WHAT YOU ARE ASKED TO DO - For this exercise, repeat all of the material verbatim apart from its images.

MATERIAL PROVIDED -
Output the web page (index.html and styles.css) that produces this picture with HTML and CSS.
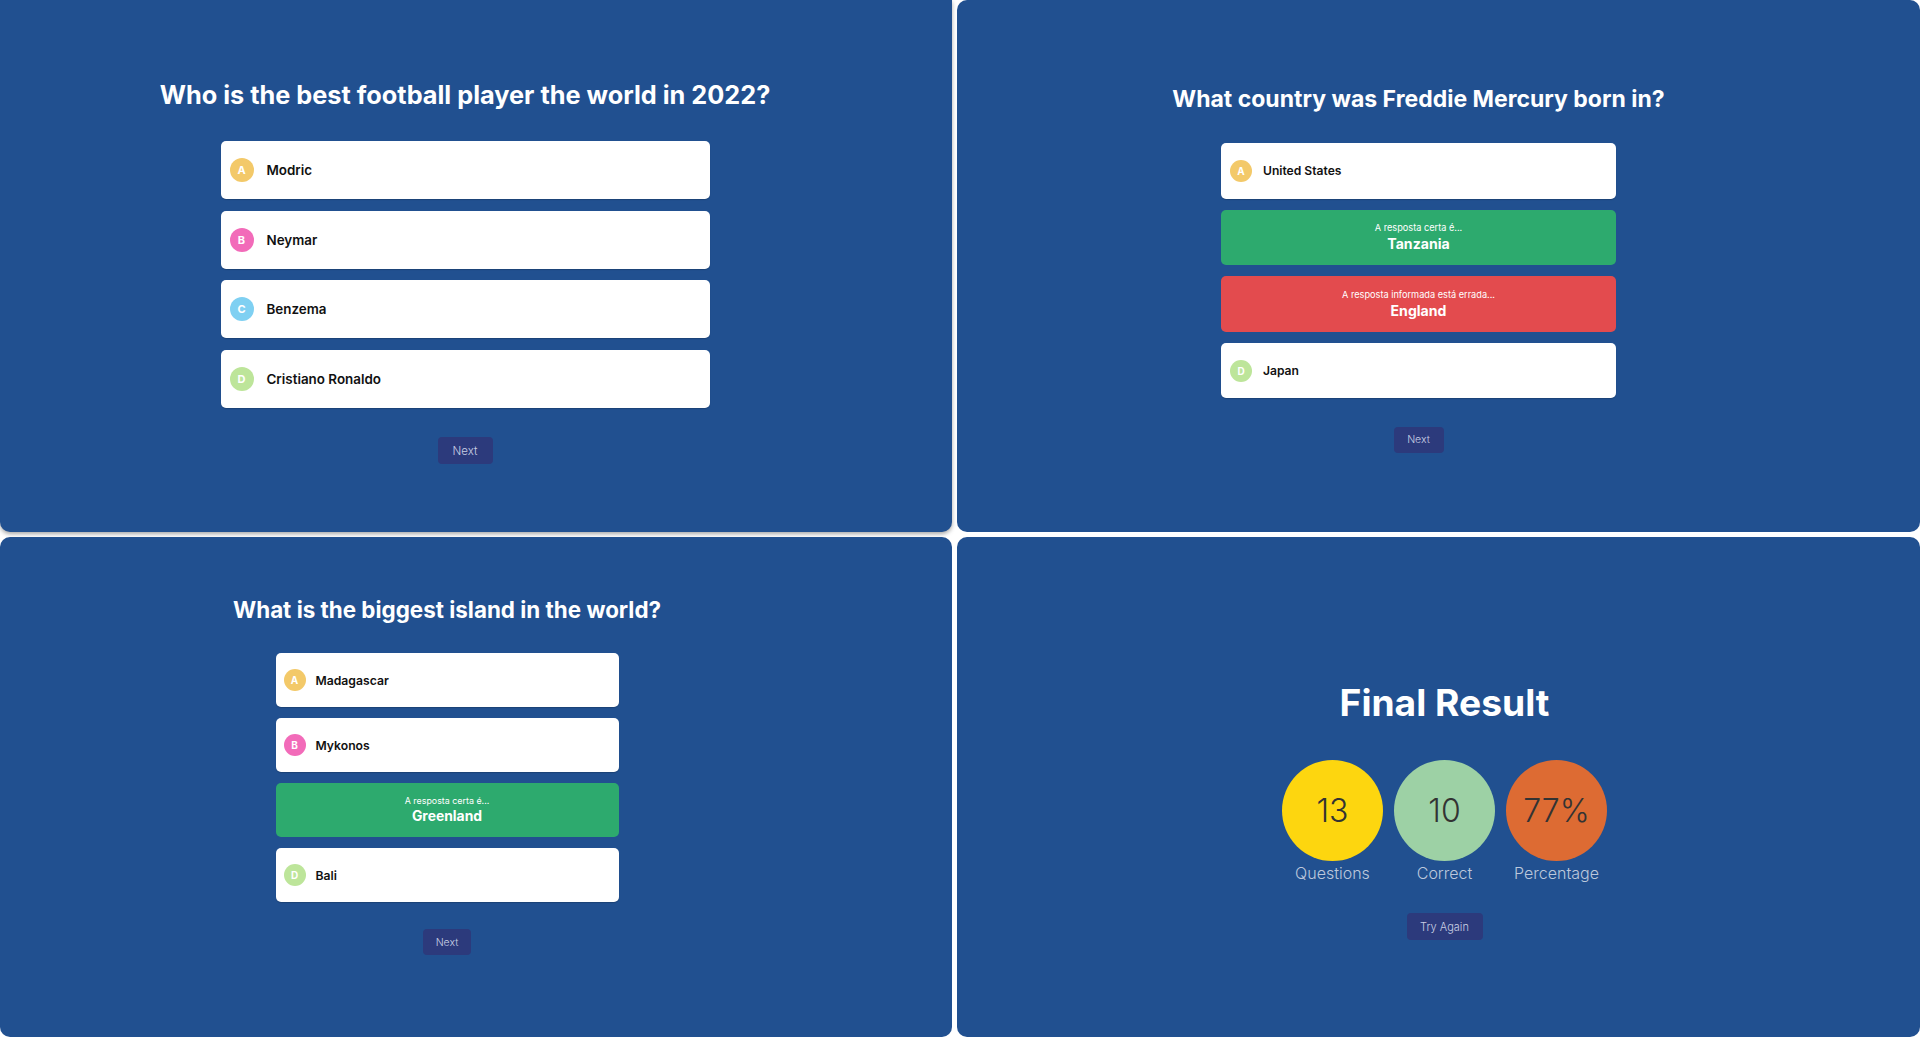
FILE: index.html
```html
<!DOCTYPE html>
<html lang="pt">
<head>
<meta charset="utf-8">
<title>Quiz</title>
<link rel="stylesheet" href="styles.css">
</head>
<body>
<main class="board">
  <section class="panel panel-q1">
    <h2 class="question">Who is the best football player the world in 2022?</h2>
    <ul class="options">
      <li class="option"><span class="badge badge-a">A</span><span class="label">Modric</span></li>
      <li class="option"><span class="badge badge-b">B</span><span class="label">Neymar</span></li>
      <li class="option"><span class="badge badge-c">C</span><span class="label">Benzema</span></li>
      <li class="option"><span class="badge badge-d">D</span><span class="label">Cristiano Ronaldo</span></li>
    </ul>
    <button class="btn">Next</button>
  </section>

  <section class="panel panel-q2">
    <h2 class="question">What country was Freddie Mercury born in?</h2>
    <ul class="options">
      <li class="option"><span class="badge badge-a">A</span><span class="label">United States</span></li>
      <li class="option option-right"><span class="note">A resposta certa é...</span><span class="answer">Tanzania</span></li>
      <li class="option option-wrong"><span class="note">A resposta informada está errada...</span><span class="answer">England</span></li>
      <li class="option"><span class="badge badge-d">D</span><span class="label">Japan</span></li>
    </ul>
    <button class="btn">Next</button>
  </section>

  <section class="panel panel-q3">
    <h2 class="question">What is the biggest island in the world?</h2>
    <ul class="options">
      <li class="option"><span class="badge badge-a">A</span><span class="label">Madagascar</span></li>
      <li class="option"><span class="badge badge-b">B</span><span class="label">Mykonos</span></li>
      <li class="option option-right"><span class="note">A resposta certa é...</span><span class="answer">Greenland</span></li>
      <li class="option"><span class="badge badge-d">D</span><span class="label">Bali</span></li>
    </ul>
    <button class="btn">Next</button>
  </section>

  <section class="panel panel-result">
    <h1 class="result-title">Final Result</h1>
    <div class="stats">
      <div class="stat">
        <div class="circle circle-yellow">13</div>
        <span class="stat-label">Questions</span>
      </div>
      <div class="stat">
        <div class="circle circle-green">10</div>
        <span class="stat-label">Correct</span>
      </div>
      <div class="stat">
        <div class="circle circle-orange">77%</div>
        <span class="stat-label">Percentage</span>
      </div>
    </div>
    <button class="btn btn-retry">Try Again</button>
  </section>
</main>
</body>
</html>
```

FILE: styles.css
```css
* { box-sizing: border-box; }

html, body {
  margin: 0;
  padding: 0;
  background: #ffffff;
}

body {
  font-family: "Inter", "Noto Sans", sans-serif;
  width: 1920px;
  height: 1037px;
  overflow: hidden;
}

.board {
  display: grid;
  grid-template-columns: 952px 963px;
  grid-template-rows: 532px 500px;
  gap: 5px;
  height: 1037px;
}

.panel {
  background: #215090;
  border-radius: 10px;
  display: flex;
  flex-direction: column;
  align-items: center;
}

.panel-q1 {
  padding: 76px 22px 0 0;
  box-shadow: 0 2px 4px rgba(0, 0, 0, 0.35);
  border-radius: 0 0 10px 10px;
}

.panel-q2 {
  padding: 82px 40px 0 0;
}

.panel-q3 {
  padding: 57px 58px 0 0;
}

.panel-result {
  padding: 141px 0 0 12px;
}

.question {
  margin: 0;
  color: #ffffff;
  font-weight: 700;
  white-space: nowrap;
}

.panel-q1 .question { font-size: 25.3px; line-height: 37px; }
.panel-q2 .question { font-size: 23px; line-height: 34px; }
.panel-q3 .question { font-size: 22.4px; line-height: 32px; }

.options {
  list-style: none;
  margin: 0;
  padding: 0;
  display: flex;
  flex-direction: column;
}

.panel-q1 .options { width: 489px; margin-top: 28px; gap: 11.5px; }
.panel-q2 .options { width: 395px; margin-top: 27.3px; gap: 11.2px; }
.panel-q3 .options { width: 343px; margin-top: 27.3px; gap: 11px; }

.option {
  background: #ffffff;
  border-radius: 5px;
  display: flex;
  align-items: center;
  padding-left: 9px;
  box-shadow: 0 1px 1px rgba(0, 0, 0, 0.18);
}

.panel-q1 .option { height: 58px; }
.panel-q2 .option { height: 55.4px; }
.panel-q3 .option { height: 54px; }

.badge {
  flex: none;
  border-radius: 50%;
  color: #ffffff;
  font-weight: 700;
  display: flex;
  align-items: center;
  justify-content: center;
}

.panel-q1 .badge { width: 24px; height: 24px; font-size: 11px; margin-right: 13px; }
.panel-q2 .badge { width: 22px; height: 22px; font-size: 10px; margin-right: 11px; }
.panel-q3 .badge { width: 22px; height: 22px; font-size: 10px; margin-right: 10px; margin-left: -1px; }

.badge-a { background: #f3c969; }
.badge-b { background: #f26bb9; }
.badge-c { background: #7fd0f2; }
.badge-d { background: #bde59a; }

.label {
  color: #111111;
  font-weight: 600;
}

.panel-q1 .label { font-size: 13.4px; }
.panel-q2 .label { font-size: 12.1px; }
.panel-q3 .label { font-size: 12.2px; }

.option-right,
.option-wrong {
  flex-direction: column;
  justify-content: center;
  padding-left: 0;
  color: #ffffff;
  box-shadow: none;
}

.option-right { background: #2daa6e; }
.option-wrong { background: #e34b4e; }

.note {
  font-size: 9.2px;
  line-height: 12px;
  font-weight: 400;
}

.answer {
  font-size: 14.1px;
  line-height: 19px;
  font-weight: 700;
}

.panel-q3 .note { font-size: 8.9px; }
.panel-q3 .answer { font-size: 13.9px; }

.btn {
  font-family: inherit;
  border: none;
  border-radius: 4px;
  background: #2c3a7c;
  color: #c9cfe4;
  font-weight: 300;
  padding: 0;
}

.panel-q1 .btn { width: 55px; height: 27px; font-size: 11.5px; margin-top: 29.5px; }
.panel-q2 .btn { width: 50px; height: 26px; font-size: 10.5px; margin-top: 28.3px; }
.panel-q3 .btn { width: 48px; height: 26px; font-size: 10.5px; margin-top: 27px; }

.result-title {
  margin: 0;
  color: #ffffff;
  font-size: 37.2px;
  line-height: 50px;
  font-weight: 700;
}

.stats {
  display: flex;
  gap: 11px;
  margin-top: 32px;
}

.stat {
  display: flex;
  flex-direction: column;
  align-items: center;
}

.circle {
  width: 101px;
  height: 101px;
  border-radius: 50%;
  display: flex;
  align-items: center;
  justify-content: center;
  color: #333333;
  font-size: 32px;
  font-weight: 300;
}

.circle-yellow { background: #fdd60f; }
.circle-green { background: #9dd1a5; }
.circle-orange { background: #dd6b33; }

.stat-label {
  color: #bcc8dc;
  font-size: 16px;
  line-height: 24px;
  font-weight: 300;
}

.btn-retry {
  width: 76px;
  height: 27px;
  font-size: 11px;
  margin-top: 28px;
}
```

EXERCISE RESPONSE -
Output the web page (index.html and styles.css) that produces this picture with HTML and CSS.
FILE: index.html
```html
<!DOCTYPE html>
<html lang="pt">
<head>
<meta charset="utf-8">
<title>Quiz</title>
<link rel="stylesheet" href="styles.css">
</head>
<body>
<main class="board">
  <section class="panel panel-q1">
    <h2 class="question">Who is the best football player the world in 2022?</h2>
    <ul class="options">
      <li class="option"><span class="badge badge-a">A</span><span class="label">Modric</span></li>
      <li class="option"><span class="badge badge-b">B</span><span class="label">Neymar</span></li>
      <li class="option"><span class="badge badge-c">C</span><span class="label">Benzema</span></li>
      <li class="option"><span class="badge badge-d">D</span><span class="label">Cristiano Ronaldo</span></li>
    </ul>
    <button class="btn">Next</button>
  </section>

  <section class="panel panel-q2">
    <h2 class="question">What country was Freddie Mercury born in?</h2>
    <ul class="options">
      <li class="option"><span class="badge badge-a">A</span><span class="label">United States</span></li>
      <li class="option option-right"><span class="note">A resposta certa é...</span><span class="answer">Tanzania</span></li>
      <li class="option option-wrong"><span class="note">A resposta informada está errada...</span><span class="answer">England</span></li>
      <li class="option"><span class="badge badge-d">D</span><span class="label">Japan</span></li>
    </ul>
    <button class="btn">Next</button>
  </section>

  <section class="panel panel-q3">
    <h2 class="question">What is the biggest island in the world?</h2>
    <ul class="options">
      <li class="option"><span class="badge badge-a">A</span><span class="label">Madagascar</span></li>
      <li class="option"><span class="badge badge-b">B</span><span class="label">Mykonos</span></li>
      <li class="option option-right"><span class="note">A resposta certa é...</span><span class="answer">Greenland</span></li>
      <li class="option"><span class="badge badge-d">D</span><span class="label">Bali</span></li>
    </ul>
    <button class="btn">Next</button>
  </section>

  <section class="panel panel-result">
    <h1 class="result-title">Final Result</h1>
    <div class="stats">
      <div class="stat">
        <div class="circle circle-yellow">13</div>
        <span class="stat-label">Questions</span>
      </div>
      <div class="stat">
        <div class="circle circle-green">10</div>
        <span class="stat-label">Correct</span>
      </div>
      <div class="stat">
        <div class="circle circle-orange">77%</div>
        <span class="stat-label">Percentage</span>
      </div>
    </div>
    <button class="btn btn-retry">Try Again</button>
  </section>
</main>
</body>
</html>
```

FILE: styles.css
```css
* { box-sizing: border-box; }

html, body {
  margin: 0;
  padding: 0;
  background: #ffffff;
}

body {
  font-family: "Inter", "Noto Sans", sans-serif;
  width: 1920px;
  height: 1037px;
  overflow: hidden;
}

.board {
  display: grid;
  grid-template-columns: 952px 963px;
  grid-template-rows: 532px 500px;
  gap: 5px;
  height: 1037px;
}

.panel {
  background: #215090;
  border-radius: 10px;
  display: flex;
  flex-direction: column;
  align-items: center;
}

.panel-q1 {
  padding: 76px 22px 0 0;
  box-shadow: 0 2px 4px rgba(0, 0, 0, 0.35);
  border-radius: 0 0 10px 10px;
}

.panel-q2 {
  padding: 82px 40px 0 0;
}

.panel-q3 {
  padding: 57px 58px 0 0;
}

.panel-result {
  padding: 141px 0 0 12px;
}

.question {
  margin: 0;
  color: #ffffff;
  font-weight: 700;
  white-space: nowrap;
}

.panel-q1 .question { font-size: 25.3px; line-height: 37px; }
.panel-q2 .question { font-size: 23px; line-height: 34px; }
.panel-q3 .question { font-size: 22.4px; line-height: 32px; }

.options {
  list-style: none;
  margin: 0;
  padding: 0;
  display: flex;
  flex-direction: column;
}

.panel-q1 .options { width: 489px; margin-top: 28px; gap: 11.5px; }
.panel-q2 .options { width: 395px; margin-top: 27.3px; gap: 11.2px; }
.panel-q3 .options { width: 343px; margin-top: 27.3px; gap: 11px; }

.option {
  background: #ffffff;
  border-radius: 5px;
  display: flex;
  align-items: center;
  padding-left: 9px;
  box-shadow: 0 1px 1px rgba(0, 0, 0, 0.18);
}

.panel-q1 .option { height: 58px; }
.panel-q2 .option { height: 55.4px; }
.panel-q3 .option { height: 54px; }

.badge {
  flex: none;
  border-radius: 50%;
  color: #ffffff;
  font-weight: 700;
  display: flex;
  align-items: center;
  justify-content: center;
}

.panel-q1 .badge { width: 24px; height: 24px; font-size: 11px; margin-right: 13px; }
.panel-q2 .badge { width: 22px; height: 22px; font-size: 10px; margin-right: 11px; }
.panel-q3 .badge { width: 22px; height: 22px; font-size: 10px; margin-right: 10px; margin-left: -1px; }

.badge-a { background: #f3c969; }
.badge-b { background: #f26bb9; }
.badge-c { background: #7fd0f2; }
.badge-d { background: #bde59a; }

.label {
  color: #111111;
  font-weight: 600;
}

.panel-q1 .label { font-size: 13.4px; }
.panel-q2 .label { font-size: 12.1px; }
.panel-q3 .label { font-size: 12.2px; }

.option-right,
.option-wrong {
  flex-direction: column;
  justify-content: center;
  padding-left: 0;
  color: #ffffff;
  box-shadow: none;
}

.option-right { background: #2daa6e; }
.option-wrong { background: #e34b4e; }

.note {
  font-size: 9.2px;
  line-height: 12px;
  font-weight: 400;
}

.answer {
  font-size: 14.1px;
  line-height: 19px;
  font-weight: 700;
}

.panel-q3 .note { font-size: 8.9px; }
.panel-q3 .answer { font-size: 13.9px; }

.btn {
  font-family: inherit;
  border: none;
  border-radius: 4px;
  background: #2c3a7c;
  color: #c9cfe4;
  font-weight: 300;
  padding: 0;
}

.panel-q1 .btn { width: 55px; height: 27px; font-size: 11.5px; margin-top: 29.5px; }
.panel-q2 .btn { width: 50px; height: 26px; font-size: 10.5px; margin-top: 28.3px; }
.panel-q3 .btn { width: 48px; height: 26px; font-size: 10.5px; margin-top: 27px; }

.result-title {
  margin: 0;
  color: #ffffff;
  font-size: 37.2px;
  line-height: 50px;
  font-weight: 700;
}

.stats {
  display: flex;
  gap: 11px;
  margin-top: 32px;
}

.stat {
  display: flex;
  flex-direction: column;
  align-items: center;
}

.circle {
  width: 101px;
  height: 101px;
  border-radius: 50%;
  display: flex;
  align-items: center;
  justify-content: center;
  color: #333333;
  font-size: 32px;
  font-weight: 300;
}

.circle-yellow { background: #fdd60f; }
.circle-green { background: #9dd1a5; }
.circle-orange { background: #dd6b33; }

.stat-label {
  color: #bcc8dc;
  font-size: 16px;
  line-height: 24px;
  font-weight: 300;
}

.btn-retry {
  width: 76px;
  height: 27px;
  font-size: 11px;
  margin-top: 28px;
}
```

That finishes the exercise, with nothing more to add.